Bans were lifted, and Californians flocked to worship this Christmas in churches across the state.
All this against a background of hostility to economic freedom in California that has been driving households and businesses out of the state.
According to Census Bureau data compiled by American Enterprise Institute economist Mark Perry, California ranked No. 5 in the nation in 2019 in net departures from the state of households and businesses.
The highest individual tax rate in California, as Perry shows, was 13.3%, compared with a 3.5% average in states with top inflows of households and businesses. The top corporate tax rate in California was 8.84%, compared with 4.1% in states with top inflows. Average unemployment in California was 4.1%, and employment growth was 1.5%, compared with 3.4% and 2.1%, respectively, in states with highest inflows.

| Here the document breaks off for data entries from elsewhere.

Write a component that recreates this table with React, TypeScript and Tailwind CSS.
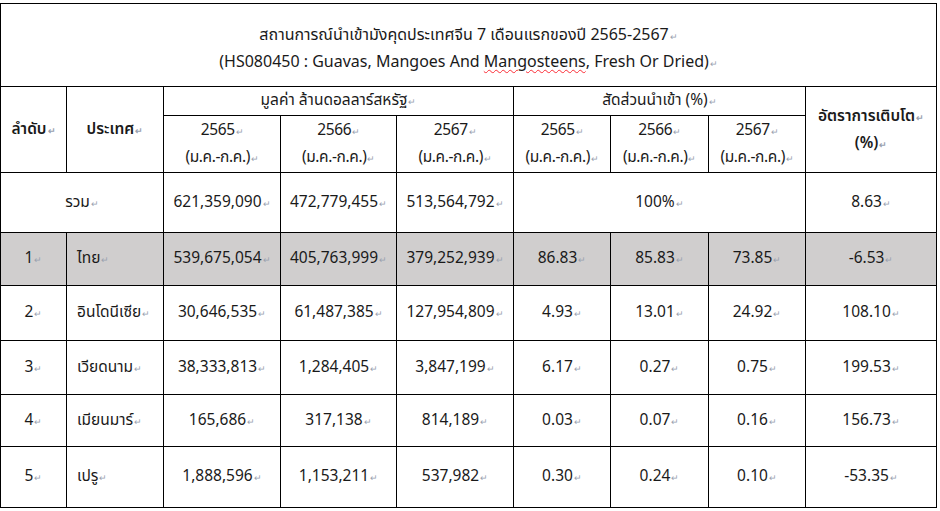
import React from 'react'

type Row = { no: string; name: string; v: string[]; s: string[]; g: string; hl?: boolean }

const rows: Row[] = [
  { no: '1', name: 'ไทย', v: ['539,675,054', '405,763,999', '379,252,939'], s: ['86.83', '85.83', '73.85'], g: '-6.53', hl: true },
  { no: '2', name: 'อินโดนีเซีย', v: ['30,646,535', '61,487,385', '127,954,809'], s: ['4.93', '13.01', '24.92'], g: '108.10' },
  { no: '3', name: 'เวียดนาม', v: ['38,333,813', '1,284,405', '3,847,199'], s: ['6.17', '0.27', '0.75'], g: '199.53' },
  { no: '4', name: 'เมียนมาร์', v: ['165,686', '317,138', '814,189'], s: ['0.03', '0.07', '0.16'], g: '156.73' },
  { no: '5', name: 'เปรู', v: ['1,888,596', '1,153,211', '537,982'], s: ['0.30', '0.24', '0.10'], g: '-53.35' },
]

const heights = ['h-[53px]', 'h-[55px]', 'h-[54px]', 'h-[52px]', 'h-[61px]']

// เครื่องหมายย่อหน้าแบบ Word
function P() {
  return <span className="text-[9px] leading-none text-gray-400 ml-px">↵</span>
}

const cell = 'border border-black p-0 text-center align-middle leading-[20px]'
const years = ['2565', '2566', '2567']

export default function App() {
  return (
    <div
      className="w-[940px] h-[511px] bg-white text-[15.5px] text-[#1a1a1a] overflow-hidden pt-[3px]"
      style={{ fontFamily: '"Noto Sans Thai", "Open Sans", "Noto Sans", sans-serif' }}
    >
      <table className="border-collapse table-fixed w-[936px] border border-black">
        <colgroup>
          <col className="w-[66px]" />
          <col className="w-[97px]" />
          <col className="w-[117px]" />
          <col className="w-[116px]" />
          <col className="w-[117px]" />
          <col className="w-[97px]" />
          <col className="w-[98px]" />
          <col className="w-[97px]" />
          <col className="w-[131px]" />
        </colgroup>
        <tbody>
          <tr className="h-[83px]">
            <td colSpan={9} className={`${cell} text-[16px] pt-[7px]`}>
              <div className="leading-[27px]">สถานการณ์นำเข้ามังคุดประเทศจีน 7 เดือนแรกของปี 2565-2567<P /></div>
              <div className="leading-[27px]">
                (HS080450 : Guavas, Mangoes And{' '}
                <span className="underline decoration-wavy decoration-red-500 decoration-1 underline-offset-2">Mangosteens</span>, Fresh Or Dried)<P />
              </div>
            </td>
          </tr>
          <tr className="h-[29px]">
            <td rowSpan={2} className={`${cell} font-semibold`}>ลำดับ<P /></td>
            <td rowSpan={2} className={`${cell} font-semibold`}>ประเทศ<P /></td>
            <td colSpan={3} className={cell}>มูลค่า ล้านดอลลาร์สหรัฐ<P /></td>
            <td colSpan={3} className={cell}>สัดส่วนนำเข้า (%)<P /></td>
            <td rowSpan={2} className={`${cell} font-semibold`}>
              <div className="leading-[27px]">อัตราการเติบโต<P /></div>
              <div className="leading-[27px]">(%)<P /></div>
            </td>
          </tr>
          <tr className="h-[57px]">
            {[...years, ...years].map((y, i) => (
              <td key={i} className={`${cell} tracking-tight`}>
                <div className="leading-[27px]">{y}<P /></div>
                <div className="leading-[27px]">(ม.ค.-ก.ค.)<P /></div>
              </td>
            ))}
          </tr>
          <tr className="h-[60px]">
            <td colSpan={2} className={cell}>รวม<P /></td>
            <td className={cell}>621,359,090<P /></td>
            <td className={cell}>472,779,455<P /></td>
            <td className={cell}>513,564,792<P /></td>
            <td colSpan={3} className={cell}>100%<P /></td>
            <td className={cell}>8.63<P /></td>
          </tr>
          {rows.map((r, i) => (
            <tr key={r.no} className={`${heights[i]} ${r.hl ? 'bg-[#d0cece]' : ''}`}>
              <td className={cell}>{r.no}<P /></td>
              <td className={`${cell} text-left pl-[10px]`}>{r.name}<P /></td>
              {r.v.map((x, j) => (
                <td key={j} className={cell}>{x}<P /></td>
              ))}
              {r.s.map((x, j) => (
                <td key={j} className={cell}>{x}<P /></td>
              ))}
              <td className={cell}>{r.g}<P /></td>
            </tr>
          ))}
        </tbody>
      </table>
    </div>
  )
}
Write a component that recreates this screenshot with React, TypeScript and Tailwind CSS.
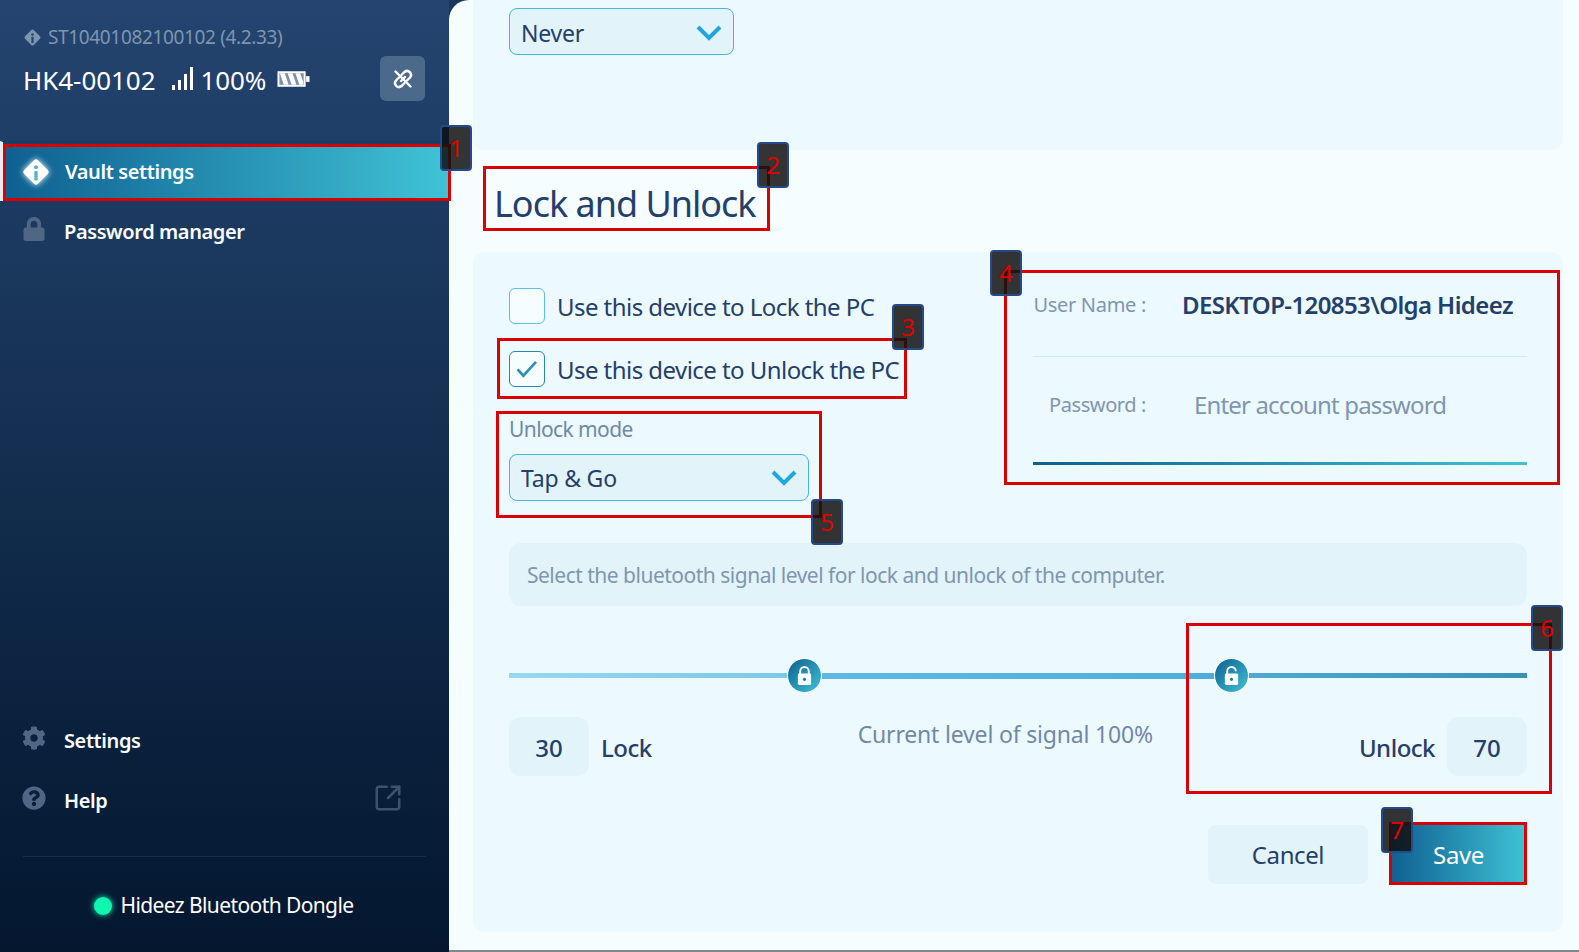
import { FaCog, FaLock, FaQuestionCircle } from "react-icons/fa";
import { SquareArrowOutUpRight } from "lucide-react";
import type { ReactNode } from "react";

const font = "font-['Noto_Sans','Liberation_Sans',sans-serif]";

// Hideez diamond logo with the "i" knocked out
function Diamond({ className, color, cut }: { className: string; color: string; cut: string }) {
  return (
    <svg viewBox="0 0 28 28" className={className}>
      <rect x="5" y="5" width="18" height="18" rx="2.5" fill={color} transform="rotate(45 14 14)" />
      <circle cx="14" cy="9.5" r="1.9" fill={cut} />
      <rect x="12.4" y="13" width="3.2" height="9" rx="0.8" fill={cut} />
    </svg>
  );
}

function Signal() {
  return (
    <svg viewBox="0 0 22 24" className="h-6 w-[22px]" fill="white">
      <rect x="0" y="18" width="3" height="5" />
      <rect x="6" y="13" width="3" height="10" />
      <rect x="12" y="7" width="3" height="16" />
      <rect x="18" y="0" width="3" height="23" />
    </svg>
  );
}

function Battery() {
  return (
    <svg viewBox="0 0 34 18" className="h-[18px] w-[33px]">
      <rect x="0.500" y="1" width="29" height="16" fill="white" />
      <rect x="2.500" y="3" width="25" height="12" fill="#7f91a8" />
      <path d="M3 3h5l4 12H7zM11 3h5l4 12h-5zM19 3h5l3 9v3h-4z" fill="white" />
      <rect x="30" y="6" width="3.500" height="6" fill="white" />
    </svg>
  );
}

function Chevron() {
  return (
    <svg viewBox="0 0 26 18" className="h-[18px] w-[26px]" fill="none" stroke="#1fa7dd" strokeWidth="4">
      <path d="M2 3l11 11L24 3" />
    </svg>
  );
}

function PadLock({ open }: { open?: boolean }) {
  return (
    <svg viewBox="0 0 20 22" className="h-[21px] w-[19px]">
      <path d={open ? "M5.500 10V6.500a4.500 4.500 0 0 1 9 0" : "M5.500 10V6.500a4.500 4.500 0 0 1 9 0V10"} fill="none" stroke="white" strokeWidth="2" />
      <rect x="3" y="9" width="14" height="12" rx="1.500" fill="white" />
      <circle cx="10" cy="15" r="1.700" fill="#1f7ea6" />
    </svg>
  );
}

function NavItem({ icon, label, trailing }: { icon: ReactNode; label: string; trailing?: ReactNode }) {
  return (
    <div className="flex h-[60px] items-center pl-[22px] pr-[46px] pt-[2px]">
      <span className="mb-[6px] flex w-[42px] text-[#4f6685]">{icon}</span>
      <span className="text-[20px] font-semibold tracking-[-0.4px] text-white">{label}</span>
      {trailing && <span className="mb-[6px] ml-auto text-[#3c526e]">{trailing}</span>}
    </div>
  );
}

function Thumb({ children }: { children: ReactNode }) {
  return (
    <div className="relative z-10 flex h-[35px] w-[35px] shrink-0 items-center justify-center rounded-full border border-white bg-gradient-to-br from-[#0f6090] to-[#40c3d6]">
      {children}
    </div>
  );
}

function Select({ value, className }: { value: string; className: string }) {
  return (
    <div className={`flex h-[47px] items-center justify-between rounded-lg border border-[#45b5e5] bg-[#e2f3fa] pl-[11px] pr-[11px] ${className}`}>
      <span className="pt-[3px] text-[23px] tracking-[-0.2px] text-[#24406a]">{value}</span>
      <span className="pt-[2px]"><Chevron /></span>
    </div>
  );
}

function Checkbox({ checked, label }: { checked?: boolean; label: string }) {
  return (
    <div className="flex h-[36px] items-center gap-3">
      <div className={`flex h-[36px] w-[36px] items-center justify-center rounded-md border bg-[#f5fdff] ${checked ? "border-[#2a86ae]" : "border-[#5bbfe6]"}`}>
        {checked && (
          <svg viewBox="0 0 24 20" className="h-[18px] w-[22px]" fill="none" stroke="#2a8fb3" strokeWidth="3">
            <path d="M1.500 10.500l6.500 7L22 2" />
          </svg>
        )}
      </div>
      <span className="whitespace-nowrap pt-[2px] text-[24px] tracking-[-0.55px] text-[#24406a]">{label}</span>
    </div>
  );
}

// numbered red frames that sit on top of the screenshot
const marks = [
  { n: "1", box: "left-[3px] top-[144px] w-[448px] h-[57px]", tag: "left-[440px] top-[125px]" },
  { n: "2", box: "left-[483px] top-[166px] w-[287px] h-[65px]", tag: "left-[757px] top-[142px]" },
  { n: "3", box: "left-[497px] top-[338px] w-[410px] h-[61px]", tag: "left-[892px] top-[304px]" },
  { n: "4", box: "left-[1004px] top-[270px] w-[556px] h-[215px]", tag: "left-[990px] top-[250px]" },
  { n: "5", box: "left-[496px] top-[411px] w-[326px] h-[107px]", tag: "left-[811px] top-[499px]" },
  { n: "6", box: "left-[1186px] top-[623px] w-[366px] h-[171px]", tag: "left-[1531px] top-[605px]" },
  { n: "7", box: "left-[1389px] top-[822px] w-[138px] h-[63px]", tag: "left-[1381px] top-[807px]" },
];

export default function App() {
  return (
    <div className={`relative flex h-[952px] w-[1579px] overflow-hidden bg-[#1b3658] ${font}`}>
      <aside className="flex w-[449px] shrink-0 flex-col bg-gradient-to-b from-[#244570] to-[#04172f]">
        <div className="h-[141px] px-[23px] pt-[23px]">
          <div className="flex h-[28px] items-center gap-[6px] text-[19px] tracking-[-0.35px] text-[#7f95ae]">
            <Diamond className="h-[19px] w-[19px]" color="#7f95ae" cut="#244570" />
            ST10401082100102 (4.2.33)
          </div>
          <div className="mt-[5px] flex items-center text-white">
            <span className="pt-[3px] text-[26px] tracking-[-0.05px]">HK4-00102</span>
            <span className="ml-4 mr-[7px]"><Signal /></span>
            <span className="pt-[3px] text-[26px] tracking-[-0.1px]">100%</span>
            <span className="ml-[11px]"><Battery /></span>
            <button className="ml-auto mr-[1px] flex h-[45px] w-[45px] items-center justify-center rounded-md bg-[#4b6a8b]">
              <svg viewBox="0 0 24 24" className="h-6 w-6" fill="none" stroke="white" strokeWidth="2.400" strokeLinecap="round">
                <path d="M10.500 8l3-3a3.900 3.900 0 0 1 5.500 5.500l-3 3M13.500 16l-3 3A3.900 3.900 0 0 1 5 13.500l3-3M10 14l4-4" />
                <path d="M4.500 4.500l15 15" />
              </svg>
            </button>
          </div>
        </div>
        <div className="h-[60px] border-l-[3px] border-t border-l-white/90 border-t-[#123f5e] pt-[3px]">
          <div className="ml-[2px] flex h-[53px] items-center bg-gradient-to-r from-[#0f6090] to-[#40c3d6] pl-[16px]">
            <Diamond className="mr-[14px] h-[30px] w-[30px] drop-shadow-[0_0_3px_white]" color="white" cut="#5bb4c8" />
            <span className="text-[20px] font-semibold tracking-[-0.4px] text-white">Vault settings</span>
          </div>
        </div>
        <div>
          <NavItem icon={<FaLock size={24} />} label="Password manager" />
        </div>
        <div className="mt-auto">
          <NavItem icon={<FaCog size={24} />} label="Settings" />
          <NavItem
            icon={<FaQuestionCircle size={24} />}
            label="Help"
            trailing={<SquareArrowOutUpRight size={30} strokeWidth={2} />}
          />
          <div className="mx-[23px] mt-[26px] border-t border-[#1a2e48]" />
          <div className="flex h-[95px] items-center justify-center pt-[2px] pr-[2px]">
            <span className="mr-[9px] h-[18px] w-[18px] rounded-full bg-[#10f5b0] shadow-[0_0_6px_#10f5b0]" />
            <span className="text-[21px] tracking-[-0.6px] text-white">Hideez Bluetooth Dongle</span>
          </div>
        </div>
      </aside>

      <main className="flex flex-1 flex-col rounded-tl-[20px] border-b-2 border-[#80888f] bg-[#f5fdff] pl-[24px] pr-[16px]">
        <section className="h-[150px] rounded-b-xl bg-[#ecf9fe] pl-[36px] pt-[8px]">
          <Select value="Never" className="w-[225px]" />
        </section>

        <h2 className="flex h-[102px] items-center pl-[21px] pt-[6px] text-[36px] tracking-[-1px] text-[#24406a]">
          Lock and Unlock
        </h2>

        <section className="flex h-[680px] flex-col rounded-xl bg-[#ecf9fe] px-[36px] pt-[36px]">
          <div className="flex h-[255px]">
            <div className="w-[524px]">
              <Checkbox label="Use this device to Lock the PC" />
              <div className="mt-[27px]"><Checkbox checked label="Use this device to Unlock the PC" /></div>
              <div className="mt-[27px] text-[21px] tracking-[-0.6px] text-[#7189a6]">Unlock mode</div>
              <Select value="Tap & Go" className="mt-[8px] w-[300px]" />
            </div>
            <div className="-mt-[16px] flex-1">
              <div className="flex h-[85px] items-center border-b border-[#cfeaf6] pb-[18px]">
                <span className="w-[113px] text-right text-[20px] tracking-[-0.3px] text-[#7f96b0]">User Name :</span>
                <span className="ml-[36px] whitespace-nowrap text-[24px] font-semibold tracking-[-0.6px] text-[#24406a]">DESKTOP-120853\Olga Hideez</span>
              </div>
              <div className="flex h-[105px] items-center pb-[9px]">
                <span className="w-[113px] text-right text-[20px] tracking-[-0.4px] text-[#7f96b0]">Password :</span>
                <span className="ml-[48px] text-[24px] tracking-[-0.85px] text-[#7f96b0]">Enter account password</span>
              </div>
              <div className="h-[3px] bg-gradient-to-r from-[#0f6090] to-[#40c3d6]" />
            </div>
          </div>

          <div className="flex h-[63px] items-center rounded-xl bg-[#e2f3fa] pl-[18px] pt-[2px] text-[21px] tracking-[-0.5px] text-[#7f96b0]">
            Select the bluetooth signal level for lock and unlock of the computer.
          </div>

          <div className="mt-[52px] flex h-[35px] items-center">
            <div className="h-[5px] w-[278px] bg-gradient-to-r from-[#97d8ef] to-[#7cc8e8]" />
            <Thumb><PadLock /></Thumb>
            <div className="h-[6px] w-[392px] bg-gradient-to-r from-[#5ebae0] to-[#4eadd8]" />
            <Thumb><PadLock open /></Thumb>
            <div className="h-[5px] flex-1 bg-gradient-to-r from-[#50a9d0] to-[#3b90b8]" />
          </div>

          <div className="mt-[24px] flex h-[59px] items-start text-[24px] font-medium text-[#24406a]">
            <div className="flex h-[59px] w-[80px] items-center justify-center rounded-xl bg-[#e2f3fa] pt-[3px]">30</div>
            <span className="ml-[12px] flex h-[59px] items-center pt-[2px] tracking-[-0.5px]">Lock</span>
            <span className="ml-[206px] text-[23px] font-normal tracking-[-0.18px] text-[#7189a6]">Current level of signal 100%</span>
            <span className="ml-auto flex h-[59px] items-center pt-[2px] tracking-[-0.5px]">Unlock</span>
            <div className="ml-[12px] flex h-[59px] w-[80px] items-center justify-center rounded-xl bg-[#e2f3fa] pt-[3px]">70</div>
          </div>

          <div className="mt-[49px] flex justify-end gap-[22px] text-[24px]">
            <button className="h-[59px] w-[160px] rounded-lg bg-[#e2f3fa] tracking-[-0.4px] text-[#24406a]">Cancel</button>
            <button className="h-[59px] w-[137px] bg-gradient-to-r from-[#0f6090] to-[#40c3d6] tracking-[-0.4px] text-white">Save</button>
          </div>
        </section>
      </main>

      {marks.map((m) => (
        <div key={m.n}>
          <div className={`absolute border-[3px] border-[#d90000] ${m.box}`} />
          <div className={`absolute flex h-[46px] w-[32px] items-center justify-center rounded border-2 border-[#254a8c] bg-[#111]/85 text-[24px] text-[#e00000] ${m.tag}`}>
            {m.n}
          </div>
        </div>
      ))}
    </div>
  );
}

Perry compares U-Haul rental rates for states where people are leaving to states where people are arriving. As would be expected, states with the highest departures have the highest U-Haul rates. In November 2020, U-Haul rental from Los Angeles to Houston was $4,907. From Houston to Los Angeles, it was $1,784. From San Francisco to Dallas, the U-Haul rate was $5,290, and from Dallas to San Francisco, it was $1,655.
Perhaps all this augurs a new conservative wave, just as the Proposition 13 tax revolt in California in 1978 would be followed two years later with the election of Ronald Reagan.
Maybe Georgia voters will pay heed to lessons learned in California and Georgia will stay red in the January Senate runoff elections.